L’unité du genre humain
et le dialogue interreligieux

Le Christ, uni à chaque homme

4. A la base de la conception du Pape se trouve l’affirmation selon laquelle « Jésus-Christ (qui) “s’est uni d’une certaine manière à tous les hommes” (Gaudium et spes, n° 22), même si ceux-ci n’en sont pas conscients.14» Jean-Paul II explique en effet que la Rédemption apportée par le Christ est universelle non seulement en ce sens qu’elle est surabondante pour le genre humain tout entier et qu’elle est proposée à chacun de ses membres en particulier, mais surtout parce qu’elle est appliquée de fait à tous les hommes : si donc, d’un côté, « dans le Christ, la religion n’est plus une “recherche de Dieu comme à tâtons” (Act 17, 27), mais une réponse de la foi à Dieu qui se révèle […], réponse rendue possible par cet Homme unique […] en qui tout homme est rendu capable de répondre à Dieu », de l’autre, le Pape ajoute « [qu’]en cet Homme, la création entière répond à Dieu.15 » En effet, « chacun a été inclus dans le mystère de la Rédemption, et JésusChrist s’est uni à chacun, pour toujours, à travers ce mystère. […] C’est cela, l’homme dans toute la plénitude du mystère dont il est devenu participant en Jésus-Christ et dont devient participant chacun des quatre milliards d’hommes vivant sur notre planète, dès l’instant de sa conception.16 » De la sorte, « dans l’Esprit-Saint, chaque personne et chaque peuple sont devenus, par la croix et la résurrection du Christ, des enfants de Dieu, des participants de la nature divine et des héritiers de la vie éternelle.17»

Le congrès d’Assise

5. Cet universalisme de la Rédemption trouve son application immédiate dans la manière dont Jean-Paul II pratique les relations entre l’Eglise catholique et les autres religions.
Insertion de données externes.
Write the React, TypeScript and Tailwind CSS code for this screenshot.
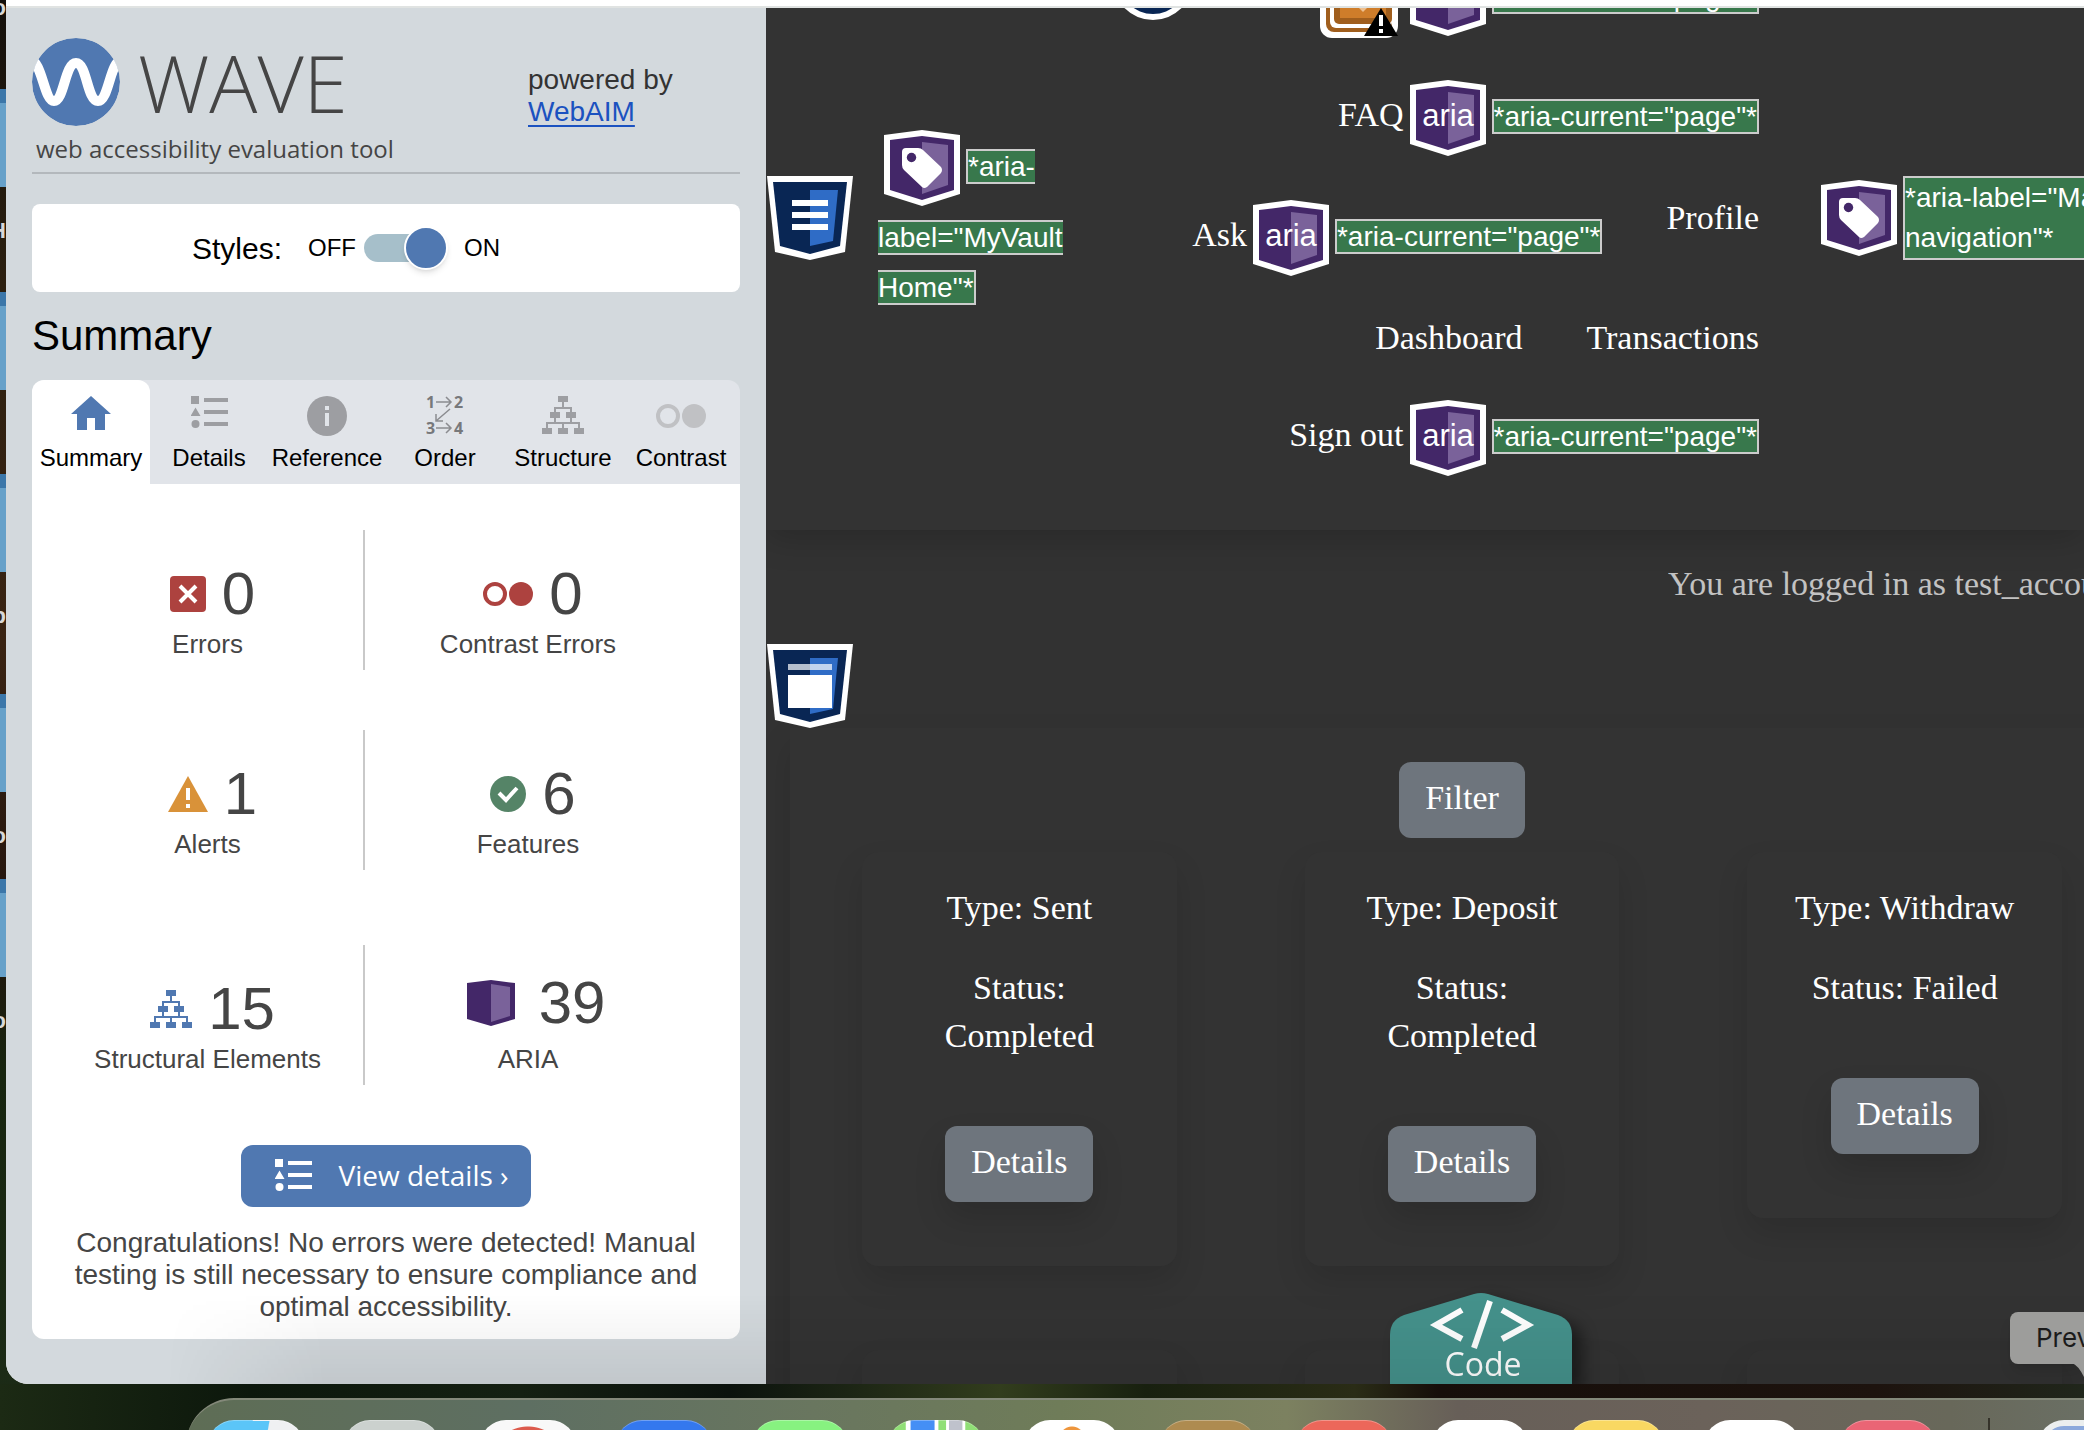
import type { ReactNode } from "react";

const HEX_OUTER = "0,5 38,0 76,5 76,64 38,76 0,64";

function AriaBadge({ kind }: { kind: "aria" | "tag" }) {
  return (
    <svg viewBox="0 0 76 76" className="m-1.5 inline-block h-[76px] w-[76px] shrink-0 align-middle" role="img" aria-label={kind === "tag" ? "ARIA label" : "ARIA"}>
      <polygon points={HEX_OUTER} fill="#fff" />
      <polygon points="6,10 38,6 70,10 70,60 38,70 6,60" fill="#432768" />
      <polygon points="38,12 64,15 64,55 38,64" fill="#7a629a" />
      {kind === "aria" ? (
        <text x="38" y="46" textAnchor="middle" fill="#fff" className="font-['Liberation_Sans',sans-serif] text-[31px]">aria</text>
      ) : (
        <>
          <path d="M18 22q0-4 4-4h12q3 0 5 2L57 37q2 3 0 6L43 57q-3 2-5 0L20 40q-2-2-2-5z" fill="#fff" />
          <circle cx="27.500" cy="27.500" r="4.700" fill="#432768" />
        </>
      )}
    </svg>
  );
}

function ShieldBadge({ children, label }: { children: ReactNode; label: string }) {
  return (
    <svg viewBox="0 0 86 84" className="block h-[84px] w-[86px] shrink-0" role="img" aria-label={label}>
      <polygon points="0,0 86,0 78,76 43,84 8,76" fill="#fff" />
      <polygon points="6,6 80,6 73,70 43,78 13,70" fill="#092654" />
      <polygon points="43,14 71,14 66,65 43,70" fill="#2f6cc6" />
      {children}
    </svg>
  );
}

function Note({ children }: { children: ReactNode }) {
  return (
    <span className="border-2 border-[#cccccc] bg-[#38784c] font-['Liberation_Sans',sans-serif] text-[28px] text-white">{children}</span>
  );
}

function AriaItem({ children }: { children?: string }) {
  return (
    <li className="whitespace-nowrap">
      {children && <a href="#top">{children}</a>}
      <AriaBadge kind="aria" />
      <Note>*aria-current="page"*</Note>
    </li>
  );
}

function ListIcon({ className }: { className: string }) {
  return (
    <svg viewBox="0 0 37 32" className={className} fill="currentColor" aria-hidden="true">
      <path d="M0 0h8v8H0zM4.500 11.500L9.500 20H-.5zM13 2h24v4H13zM13 14h24v4H13zM13 26h24v4H13z" />
      <circle cx="4.500" cy="28" r="4" />
    </svg>
  );
}

function TreeIcon({ className }: { className: string }) {
  return (
    <svg viewBox="0 0 42 38" className={className} aria-hidden="true">
      <path d="M21 5v8M13 18v-6h16v6M13 20v8M29 20v8M5 34v-7h32v7M21 27v6" fill="none" stroke="currentColor" strokeWidth="2" />
      <path d="M16 0h10v6H16zM8 16h10v6H8zM24 16h10v6H24zM0 32h10v6H0zM16 32h10v6H16zM32 32h10v6H32z" fill="currentColor" />
    </svg>
  );
}

function ContrastIcon({ className }: { className: string }) {
  return (
    <svg viewBox="0 0 50 24" className={className} aria-hidden="true">
      <circle cx="12" cy="12" r="10" fill="none" stroke="currentColor" strokeWidth="4" />
      <circle cx="38" cy="12" r="12" fill="currentColor" />
    </svg>
  );
}

const tabs: { name: string; icon: ReactNode }[] = [
  {
    name: "Summary",
    icon: (
      <svg viewBox="0 0 40 34" className="h-[34px] w-10 text-[#5078b1]" fill="currentColor" aria-hidden="true">
        <path d="M20 0L40 18H34V34H24V22H16V34H6V18H0z" />
      </svg>
    ),
  },
  { name: "Details", icon: <ListIcon className="h-8 w-[37px] text-[#9d9ea2]" /> },
  {
    name: "Reference",
    icon: (
      <svg viewBox="0 0 40 40" className="h-10 w-10" aria-hidden="true">
        <circle cx="20" cy="20" r="20" fill="#9d9ea2" />
        <path d="M18 10h4v4h-4zM18 17h4v13h-4z" fill="#e1e4e9" />
      </svg>
    ),
  },
  {
    name: "Order",
    icon: (
      <svg viewBox="0 0 38 40" className="h-10 w-[38px]" aria-hidden="true">
        <g fill="#77787b" className="font-['Open_Sans'] text-[16px] font-bold">
          <text x="0" y="12">1</text>
          <text x="28" y="12">2</text>
          <text x="0" y="38">3</text>
          <text x="28" y="38">4</text>
        </g>
        <path d="M10 6h15M20 1l5 5-5 5M10 32h15M20 27l5 5-5 5M24 13L10 25M10 18v7h7" fill="none" stroke="#8b8c90" strokeWidth="1.500" />
      </svg>
    ),
  },
  { name: "Structure", icon: <TreeIcon className="h-[38px] w-[42px] text-[#9d9ea2]" /> },
  { name: "Contrast", icon: <ContrastIcon className="mt-2 h-6 w-[50px] text-[#c0c1c4]" /> },
];

function Stat({ icon, value, label, divided, raised }: { icon: ReactNode; value: string; label: string; divided?: boolean; raised?: boolean }) {
  return (
    <div className={divided ? "h-[140px] border-r-2 border-[#c9c9c9] text-center" : "h-[140px] text-center"}>
      <div className={raised ? "flex h-[94px] items-end justify-center gap-6 pb-1.5 pl-4" : "flex h-[94px] items-end justify-center gap-4 pl-2.5"}>
        <span className="flex h-[60px] items-center">{icon}</span>
        <span className="text-[60px] leading-[60px]">{value}</span>
      </div>
      <div className="mt-1 text-[26px] leading-8">{label}</div>
    </div>
  );
}

function Sidebar() {
  return (
    <aside className="flex w-[760px] shrink-0 flex-col bg-[#d3d9dd] px-[26px] pt-[30px] font-['Liberation_Sans',sans-serif] text-[#454545]">
      <header className="flex justify-between border-b-2 border-[#b3b8bc] pb-[7px]">
        <div>
          <div className="flex h-[88px] items-center gap-[18px]">
            <svg viewBox="0 0 88 88" className="h-[88px] w-[88px]" aria-hidden="true">
              <clipPath id="logo-disc"><circle cx="44" cy="44" r="44" /></clipPath>
              <g clipPath="url(#logo-disc)">
                <circle cx="44" cy="44" r="44" fill="#5078b1" />
                <path d="M-2 22C10 22 12 63 22 63S33 25 44 25S55 63 66 63S78 22 90 22" fill="none" stroke="#fff" strokeWidth="10" />
              </g>
            </svg>
            <h1 className="font-['Open_Sans',sans-serif] text-[80px] leading-[88px] font-light text-[#454545]">WAVE</h1>
          </div>
          <p className="mt-[7px] ml-1 font-['Open_Sans',sans-serif] text-[24px] leading-8">web accessibility evaluation tool</p>
        </div>
        <p className="w-[212px] pt-[26px] text-[28px] leading-8 text-[#333]">
          powered by
          <br />
          <a href="#webaim" className="text-[#1b52c0] underline underline-offset-4">WebAIM</a>
        </p>
      </header>

      <div className="mt-[30px] flex h-[88px] items-center rounded-lg bg-white pr-[80px] pl-[160px] text-black">
        <span className="mr-[26px] text-[30px]">Styles:</span>
        <label className="flex items-center text-[24px]">
          OFF
          <input type="checkbox" role="switch" defaultChecked aria-label="Styles" className="sr-only" />
          <span className="mx-2 flex h-7 w-[84px] items-center">
            <span className="-mr-10 h-7 w-20 shrink-0 rounded-full bg-[#a6bfca]" />
            <span className="h-11 w-11 shrink-0 rounded-full border-2 border-white bg-[#5078b1] shadow-md" />
          </span>
          <span className="ml-2">ON</span>
        </label>
      </div>

      <h2 className="mt-5 text-[42px] leading-[48px] text-black">Summary</h2>

      <div role="tablist" className="mt-5 grid shrink-0 grid-cols-6 rounded-t-xl bg-[#e1e4e9] text-black">
        {tabs.map((t, i) => (
          <button
            key={t.name}
            role="tab"
            aria-selected={i === 0}
            className={i === 0 ? "flex h-[104px] flex-col items-center rounded-t-xl bg-white pt-4" : "flex h-[104px] flex-col items-center pt-4"}
          >
            <span className="mb-2 flex h-10 items-start">{t.icon}</span>
            <span className="text-[24px] leading-7">{t.name}</span>
          </button>
        ))}
      </div>

      <section className="flex shrink-0 flex-col rounded-b-xl bg-white pb-4">
        <div className="grid grid-cols-[313fr_326fr] pt-[46px] pr-[49px] pl-5">
          <Stat
            divided
            value="0"
            label="Errors"
            icon={
              <svg viewBox="0 0 36 36" className="h-9 w-9" aria-hidden="true">
                <rect width="36" height="36" rx="4" fill="#ad423f" />
                <path d="M10 10l16 16M26 10L10 26" stroke="#fff" strokeWidth="4" />
              </svg>
            }
          />
          <Stat value="0" label="Contrast Errors" icon={<ContrastIcon className="h-6 w-[50px] text-[#ad423f]" />} />
        </div>
        <div className="grid grid-cols-[313fr_326fr] pt-[60px] pr-[49px] pl-5">
          <Stat
            divided
            value="1"
            label="Alerts"
            icon={
              <svg viewBox="0 0 40 36" className="h-9 w-10" aria-hidden="true">
                <path d="M20 0L40 36H0z" fill="#d99239" />
                <path d="M18 12h4v12h-4zM18 28h4v4h-4z" fill="#fff" />
              </svg>
            }
          />
          <Stat
            value="6"
            label="Features"
            icon={
              <svg viewBox="0 0 36 36" className="h-9 w-9" aria-hidden="true">
                <circle cx="18" cy="18" r="18" fill="#558467" />
                <path d="M9 17l7 7L27 12" fill="none" stroke="#fff" strokeWidth="4" />
              </svg>
            }
          />
        </div>
        <div className="grid grid-cols-[313fr_326fr] pt-[75px] pr-[49px] pl-5">
          <Stat divided value="15" label="Structural Elements" icon={<TreeIcon className="h-[38px] w-[42px] text-[#5078b1]" />} />
          <Stat
            raised
            value="39"
            label="ARIA"
            icon={
              <svg viewBox="0 0 48 46" className="h-[46px] w-12" aria-hidden="true">
                <polygon points="0,3 24,0 48,3 48,39 24,46 0,39" fill="#432768" />
                <polygon points="24,4 43,7 43,36 24,42" fill="#7a629a" />
              </svg>
            }
          />
        </div>
        <button className="mt-[60px] flex h-[62px] items-center gap-[26px] self-center rounded-xl bg-[#5078b1] pr-[22px] pb-0.5 pl-[34px] font-['Open_Sans',sans-serif] text-[28px] text-white">
          <ListIcon className="h-8 w-[37px]" />
          View details ›
        </button>
        <p className="mt-5 px-8 text-center text-[28px] leading-8">
          Congratulations! No errors were detected! Manual testing is still necessary to ensure compliance and optimal accessibility.
        </p>
      </section>
    </aside>
  );
}

const transactions = [
  { type: "Sent", status: "Completed" },
  { type: "Deposit", status: "Completed" },
  { type: "Withdraw", status: "Failed" },
];

function TransactionCard({ type, status }: { type: string; status: string }) {
  return (
    <article className="mx-16 rounded-2xl bg-[#333333] px-10 pt-8 pb-16 text-center shadow-[0_16px_32px_rgba(0,0,0,0.12)]">
      <p>Type: {type}</p>
      <p className="mt-8">Status: {status}</p>
      <button className="mt-[66px] h-[76px] rounded-xl bg-[#6e757d] px-[26px] pb-1 text-white shadow-[0_16px_32px_rgba(0,0,0,0.14)]">Details</button>
    </article>
  );
}

function Page() {
  return (
    <main className="relative min-w-0 flex-1 overflow-hidden bg-[#323232] font-['Liberation_Serif',serif] text-[34px] leading-[48px] text-white">
      <div className="-mt-[54px] flex items-center bg-[#333333] pb-12 shadow-[0_8px_32px_rgba(0,0,0,0.18)]">
        <div className="pl-px">
          <ShieldBadge label="Navigation">
            <path d="M25 24h36v6H25zM25 36h36v6H25zM25 48h36v6H25z" fill="#fff" />
          </ShieldBadge>
        </div>
        <a href="#home" className="ml-[25px] w-[212px]">
          <AriaBadge kind="tag" />
          <Note>*aria-label="MyVault Home"*</Note>
        </a>
        <nav className="ml-auto" aria-label="Main navigation">
          <ul className="flex flex-col gap-8">
            <li>
              <ul className="flex justify-end">
                <li className="mr-[121px]">
                  <svg viewBox="0 0 80 80" className="-mt-3.5 h-20 w-20" aria-hidden="true">
                    <circle cx="40" cy="40" r="40" fill="#fff" />
                    <circle cx="40" cy="40" r="34" fill="#092654" />
                  </svg>
                </li>
                <li>
                  <svg viewBox="0 0 78 78" className="mx-1.5 mt-1.5 h-[78px] w-[78px]" role="img" aria-label="Alert">
                    <rect width="78" height="78" rx="12" fill="#fff" />
                    <rect x="6" y="6" width="66" height="66" rx="8" fill="#a05e1d" />
                    <rect x="10" y="10" width="62" height="58" rx="6" fill="#fff" />
                    <rect x="14" y="14" width="58" height="50" rx="5" fill="#a05e1d" />
                    <rect x="20" y="20" width="46" height="38" fill="#cf7d2a" />
                    <path d="M37 46h12l-6 6z" fill="#eec090" />
                    <path d="M61 48L78 76H44z" fill="#000" />
                    <path d="M59 55h4v11h-4zM59 69h4v4h-4z" fill="#fff" />
                  </svg>
                </li>
                <AriaItem />
              </ul>
            </li>
            <li><ul className="flex justify-end"><AriaItem>FAQ</AriaItem></ul></li>
            <li>
              <ul className="flex items-start justify-end gap-16">
                <AriaItem>Ask</AriaItem>
                <li><a href="#profile">Profile</a></li>
              </ul>
            </li>
            <li>
              <ul className="flex justify-end gap-16">
                <li><a href="#dashboard">Dashboard</a></li>
                <li><a href="#transactions">Transactions</a></li>
              </ul>
            </li>
            <li><ul className="flex justify-end"><AriaItem>Sign out</AriaItem></ul></li>
          </ul>
        </nav>
        <div className="ml-14 flex w-[269px] shrink-0 items-center overflow-hidden">
          <AriaBadge kind="tag" />
          <p className="w-[240px] shrink-0 border-2 border-[#cccccc] bg-[#38784c] font-['Liberation_Sans',sans-serif] text-[28px] leading-10">*aria-label="Main navigation"*</p>
        </div>
      </div>

      <p className="mt-[30px] ml-auto w-[416px] overflow-hidden whitespace-nowrap text-[#c2c2c2]">You are logged in as test_account</p>

      <div className="mt-9 pl-px">
        <ShieldBadge label="Main content">
          <path d="M21 20h44v6H21z" fill="#fff" fillOpacity="0.700" />
          <path d="M21 31h44v33H21z" fill="#fff" />
        </ShieldBadge>
      </div>

      <section className="-mr-[50px] ml-6 bg-[#333333] px-2 pt-[34px] pb-16 shadow-[0_16px_32px_rgba(0,0,0,0.12)]">
        <div className="flex justify-center">
          <button className="h-[76px] rounded-xl bg-[#6e757d] px-[26px] pb-1 text-white">Filter</button>
        </div>
        <div className="mt-3.5 grid grid-cols-3 items-start gap-y-[84px]">
          {transactions.map((t) => (
            <TransactionCard key={t.type} {...t} />
          ))}
          {transactions.map((t) => (
            <TransactionCard key={t.type} {...t} />
          ))}
        </div>
      </section>

      <button className="absolute bottom-0 left-[624px] h-[91px] w-[182px] text-white drop-shadow-[10px_8px_8px_rgba(0,0,0,0.45)]">
        <svg viewBox="0 0 182 91" className="absolute inset-0 h-full w-full" aria-hidden="true">
          <path d="M0 91V42Q0 27 14 22L84 1Q91-1 98 1L168 22Q182 27 182 42V91z" fill="#45928c" />
          <path d="M72 17L46 32L72 46M112 17L138 32L112 46" fill="none" stroke="#fff" strokeWidth="6" />
          <path d="M100 8L84 55" stroke="#fff" strokeWidth="6" />
        </svg>
        <span className="relative block pt-[50px] pl-1 font-['Open_Sans',sans-serif] text-[32px] leading-[42px]">Code</span>
      </button>
    </main>
  );
}

const dockColors = [
  "bg-[linear-gradient(100deg,#5bc5f8_54%,#eff0f2_55%)]",
  "bg-[#cbd1ce]",
  "bg-[radial-gradient(circle_at_50%_44px,#dc5a4c_0_38px,#f8f8f8_39px)]",
  "bg-[#3478ee]",
  "bg-[#87f280]",
  "bg-[linear-gradient(90deg,#90df76_18%,#fff_19%_23%,#458ff5_24%_48%,#fff_49%_52%,#90df76_53%_60%,#fff_61%_63%,#bfc2cc_64%_77%,#fff_78%_80%,#90df76_81%)]",
  "bg-[radial-gradient(circle_at_50%_18px,#ee963d_0_12px,#ffffff_13px)]",
  "bg-[#ae8b50]",
  "bg-[#ec675a]",
  "bg-white",
  "bg-[#f9d862]",
  "bg-white",
  "bg-[#ea6575]",
];

const folders = [
  { name: "o", place: "-top-[134px]" },
  { name: "H", place: "top-[89px]" },
  { name: "", place: "top-[292px]" },
  { name: "p", place: "top-[474px]" },
  { name: "o", place: "top-[694px]" },
  { name: "o", place: "top-[879px]" },
];

export default function App() {
  return (
    <div className="relative flex h-screen flex-col overflow-hidden bg-[linear-gradient(180deg,#14100b_0%,#2c2010_20%,#3a2413_45%,#22140d_65%,#17250f_75%,#1c2b17_100%)]">
      {folders.map((f) => (
        <div key={f.place} className={`absolute left-0 w-1.5 overflow-hidden ${f.place}`}>
          <div className="h-[98px] border-t-[14px] border-[#3c77a9] bg-[#67a1c9]" />
          <div className="mt-8 flex justify-end font-['Liberation_Sans',sans-serif] text-[22px] leading-6 font-bold text-[#d8d8d8]">{f.name}</div>
        </div>
      ))}

      <div className="relative ml-1.5 flex min-h-0 flex-1 flex-col overflow-hidden rounded-bl-[22px] bg-white">
        <div className="mt-1.5 h-0.5 shrink-0 bg-[#e0e3e2]" />
        <div className="flex min-h-0 flex-1">
          <Sidebar />
          <Page />
        </div>
        <div className="pointer-events-none absolute right-0 bottom-0 left-[160px] h-[90px] bg-[linear-gradient(180deg,transparent,rgba(0,0,0,0.08))] [mask-image:linear-gradient(90deg,transparent,black_160px)]" />
        <div className="absolute right-0 bottom-5 h-[52px] w-[74px] rounded-l-lg bg-[#9d9d9b] shadow-lg">
          <div className="overflow-hidden pl-[26px] font-['Inter',sans-serif] text-[26px] leading-[52px] whitespace-nowrap text-[#1b1b1b]">Preview</div>
          <svg viewBox="0 0 12 14" className="absolute top-[51px] right-0 h-3.5 w-3" aria-hidden="true">
            <path d="M0 0H12V14Q6 2 0 0z" fill="#9d9d9b" />
          </svg>
        </div>
      </div>

      <footer className="h-[46px] shrink-0 bg-[linear-gradient(90deg,#1c2a14,#0c170c_12%,#152012_25%,#0b120d_35%,#323d1d_48%,#18200f_55%,#2a2c16_65%,#160e0a_69%,#1d130e_90%,#20261b)] pt-3.5">
        <div className="ml-[186px] flex h-20 gap-10 rounded-tl-[48px] border-t-2 border-[#84897a] bg-[linear-gradient(90deg,#5e6d55,#5e6f62_18%,#69765f_33%,#6f7c59_46%,#7c8160_58%,#675f58_67%,#6b625a_80%,#68685a_93%,#6a6f64)] pt-5 pl-[22px]">
          {dockColors.map((color, i) => (
            <button key={i} aria-label={`Dock application ${i + 1}`} className={`h-24 w-24 shrink-0 rounded-[26px] border-t border-white/30 ${color}`} />
          ))}
          <span className="-mt-0.5 ml-3 w-0.5 shrink-0 self-stretch bg-[#35332a]" />
          <button aria-label="Preview" className="ml-2 h-24 w-24 shrink-0 rounded-[26px] border-6 border-[#ecefef] bg-[#8ca9dc]" />
        </div>
      </footer>
    </div>
  );
}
En effet, si l’ordre de l’unité précédemment décrit « est celui qui remonte à la création et à la rédemption et s’il est donc, en ce sens, “divin”, ces différences et ces divergences [citées plus haut], même religieuses, remontent plutôt à un “fait humain”18 » et doivent donc « être dépassées dans le progrès vers la réalisation du grandiose dessein d’unité qui préside à la création.19 » D’où les réunions interreligieuses telles que celle d’Assise, le 27 octobre 1986, en laquelle le Pape a voulu déceler « de manière visible, l’unité cachée mais radicale que le Verbe divin […] a établie entre les hommes et les femmes de ce monde. 20 » Par de tels gestes, le Pape entend faire proclamer à l’Eglise que « le Christ est la réalisation de l’aspiration de toutes les religions du monde et, par cela même, il en est l’aboutissement unique et définitif.21»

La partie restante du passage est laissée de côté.